Murata, a potent power hitter, would seem an exception, but Tabuchi defended the slugger's selection.
"He hits homers, true, but if you watch, you'll see he hits a lot of them to right field, so he's thinking of more than home runs," Tabuchi said of the right-handed-hitting CL home run champ.
"On top of that, when we needed a run in Taiwan, he led off a key inning by getting hit with a pitch and responded by pumping his fist.
"He was more than happy to take one for the team because for him, it's about the team. When the team split up, he said, 'See you in Beijing,' and I'm really glad we will."

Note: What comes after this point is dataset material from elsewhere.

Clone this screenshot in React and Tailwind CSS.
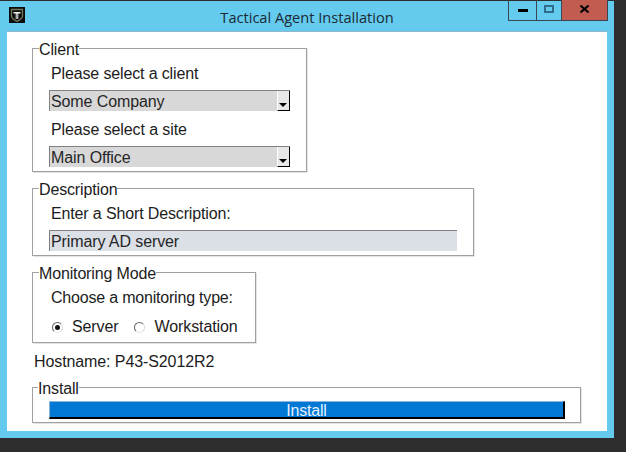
const Box = ({ title, className, legendClass = "ml-[6px]", children }) => (
  <fieldset className={`border border-[#a0a0a0] shadow-[1px_1px_0_#e4e4e4] ${className}`}>
    <legend className={`${legendClass} translate-y-[1px] pt-[2px] text-[16px] leading-[18px] tracking-[-0.15px] text-[#1c1c1c]`}>{title}</legend>
    <div className="pl-[16px]">{children}</div>
  </fieldset>
);

const Select = ({ value }) => (
  <div className="flex h-[21px] w-[241px] items-stretch border-t border-l border-[#808080] bg-[#d8d8d8]">
    <span className="flex-1 pl-[1px] text-[16px] leading-[21px] tracking-[-0.1px] text-[#262626]">{value}</span>
    <span className="relative w-[13px] border-r border-b border-l border-black border-l-white bg-[#e8e8e8]">
      <svg className="absolute left-[1px] bottom-[2px]" width="8" height="5" viewBox="0 0 8 5">
        <path d="M0 0h8l-4 4z" fill="#000" />
      </svg>
    </span>
  </div>
);

const Radio = ({ on }) => (
  <span className="flex h-[11px] w-[11px] items-center justify-center rounded-full border border-[#606060] border-r-[#d8d8d8] border-b-[#e8e8e8] bg-white">
    {on && <span className="h-[5px] w-[5px] rounded-full bg-[#111]" />}
  </span>
);

export default function App() {
  return (
    <div
      className="h-[452px] w-[626px] overflow-hidden bg-[#2d2d2d] pt-[1px] text-[#1c1c1c]"
      style={{ fontFamily: '"Liberation Sans", Arial, sans-serif' }}
    >
      <div className="flex h-[437px] w-[614px] flex-col bg-[#65cbee] px-[7px] pb-[7px]">
        <div className="grid h-[30px] flex-none grid-cols-[1fr_auto_1fr]">
          <div className="pl-[2px] pt-[6px]">
            <svg width="16" height="16" viewBox="0 0 16 16" className="block">
              <rect width="16" height="16" fill="#0c0c0c" />
              <path d="M2.500 2.500h11v6.500c0 2.500-2.800 4-5.500 5.300C5.300 13 2.500 11.500 2.500 9z" fill="none" stroke="#6f7a5e" strokeWidth="1.300" />
              <path d="M4.500 5h7v1.500H9.300v5.500H8.300V6.500h-.6v5.500H6.700V6.500H4.500z" fill="#f2f2f2" />
            </svg>
          </div>
          <div className="pt-[6px] text-center text-[14.6px] leading-[20px] text-[#1a2a33]" style={{ fontFamily: '"Open Sans", sans-serif' }}>
            Tactical Agent Installation
          </div>
          <div className="flex items-start justify-end">
            <div className="-mr-[1px] -mt-[1px] flex h-[21px] border-x border-b border-[#3a4750]">
              <div className="flex w-[28px] items-center justify-center border-r border-[#3a4750]">
                <span className="mt-[1px] h-[3px] w-[10px] bg-black" />
              </div>
              <div className="flex w-[25px] items-center justify-center border-r border-[#3a4750]">
                <span className="-mt-[2px] h-[8px] w-[10px] border-2 border-[#2f6d8c]" />
              </div>
              <div className="flex w-[45px] items-center justify-center bg-[#c25b50]">
                <svg width="9" height="8" viewBox="0 0 9 8" className="-mt-[3px]">
                  <path d="M0.500 0.500L8.500 7.500M8.500 0.500L0.500 7.500" stroke="#000" strokeWidth="2" />
                </svg>
              </div>
            </div>
          </div>
        </div>

        <div className="flex flex-1 flex-col items-start border-t border-[#8fb7c9] bg-white pl-[25px] pt-[6px]">
          <Box title="Client" className="h-[134px] w-[275px]">
            <div className="mt-[7px] pl-[2px] text-[16px] leading-[18px] tracking-[-0.14px]">Please select a client</div>
            <div className="mt-[7px]"><Select value="Some Company" /></div>
            <div className="mt-[10px] pl-[2px] text-[16px] leading-[18px] tracking-[-0.1px]">Please select a site</div>
            <div className="mt-[7px]"><Select value="Main Office" /></div>
          </Box>

          <Box title="Description" className="mt-[6px] h-[78px] w-[442px]">
            <div className="mt-[7px] pl-[2px] text-[16px] leading-[18px] tracking-[-0.14px]">Enter a Short Description:</div>
            <div className="mt-[7px] h-[21px] w-[408px] border-t border-l border-[#808080] bg-[#dbdfe6] pl-[1px] text-[16px] leading-[21px] tracking-[-0.1px] text-[#262626]">
              Primary AD server
            </div>
          </Box>

          <Box title="Monitoring Mode" className="mt-[6px] h-[81px] w-[224px]">
            <div className="mt-[7px] pl-[2px] text-[16px] leading-[18px] tracking-[-0.2px]">Choose a monitoring type:</div>
            <div className="mt-[11px] flex items-center pl-[3px] text-[16px] leading-[18px]">
              <Radio on />
              <span className="ml-[9px] tracking-[-0.1px]">Server</span>
              <span className="ml-[15px]"><Radio /></span>
              <span className="ml-[10px] tracking-[-0.1px]">Workstation</span>
            </div>
          </Box>

          <div className="mt-[10px] pl-[2px] text-[16px] leading-[18px] tracking-[-0.1px]">Hostname: P43-S2012R2</div>

          <Box title="Install" legendClass="ml-[5px]" className="mt-[6px] h-[46px] w-[549px]">
            <div className="mt-[4px] h-[18px] w-[516px] border-t border-r-2 border-b-2 border-l border-t-[#8fb4dc] border-r-black border-b-black border-l-[#8fb4dc] bg-[#0078d4] text-center text-[16px] leading-[17px] tracking-[-0.2px] text-[#e6f1fb]">
              Install
            </div>
          </Box>
        </div>
      </div>
    </div>
  );
}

Hoshino named two players who are now benched with injuries: Arai, and the Fighters' Atsunori Inaba, one of just four outfielders on the squad. Hoshino called both players to check on their condition.
"He asked me about my condition," Inaba said. "The call lasted two or three minutes. When he asked if I would play, I said I would and that was the end of the call."
If Hoshino was inspired by the players' attitudes, he was disappointed by his lack of options in the outfield.
"Frankly, I can't believe the current quality," he said. "Too few of our best outfielders [in Japan pro ball], the guys who are reliable hitters and have the arms to play right field, are Japanese."
With only Sato, Yakult's Norichika Aoki and Chunichi's Masahiko Morino to ease the outfield burden, Inaba will have no choice but to be healthy and stay healthy.
"Obviously, I will work hard to be fit--I have to be fit," Inaba said. "If I feel any anxiety about my condition, I'll have to pass, because you can't do something like this halfway."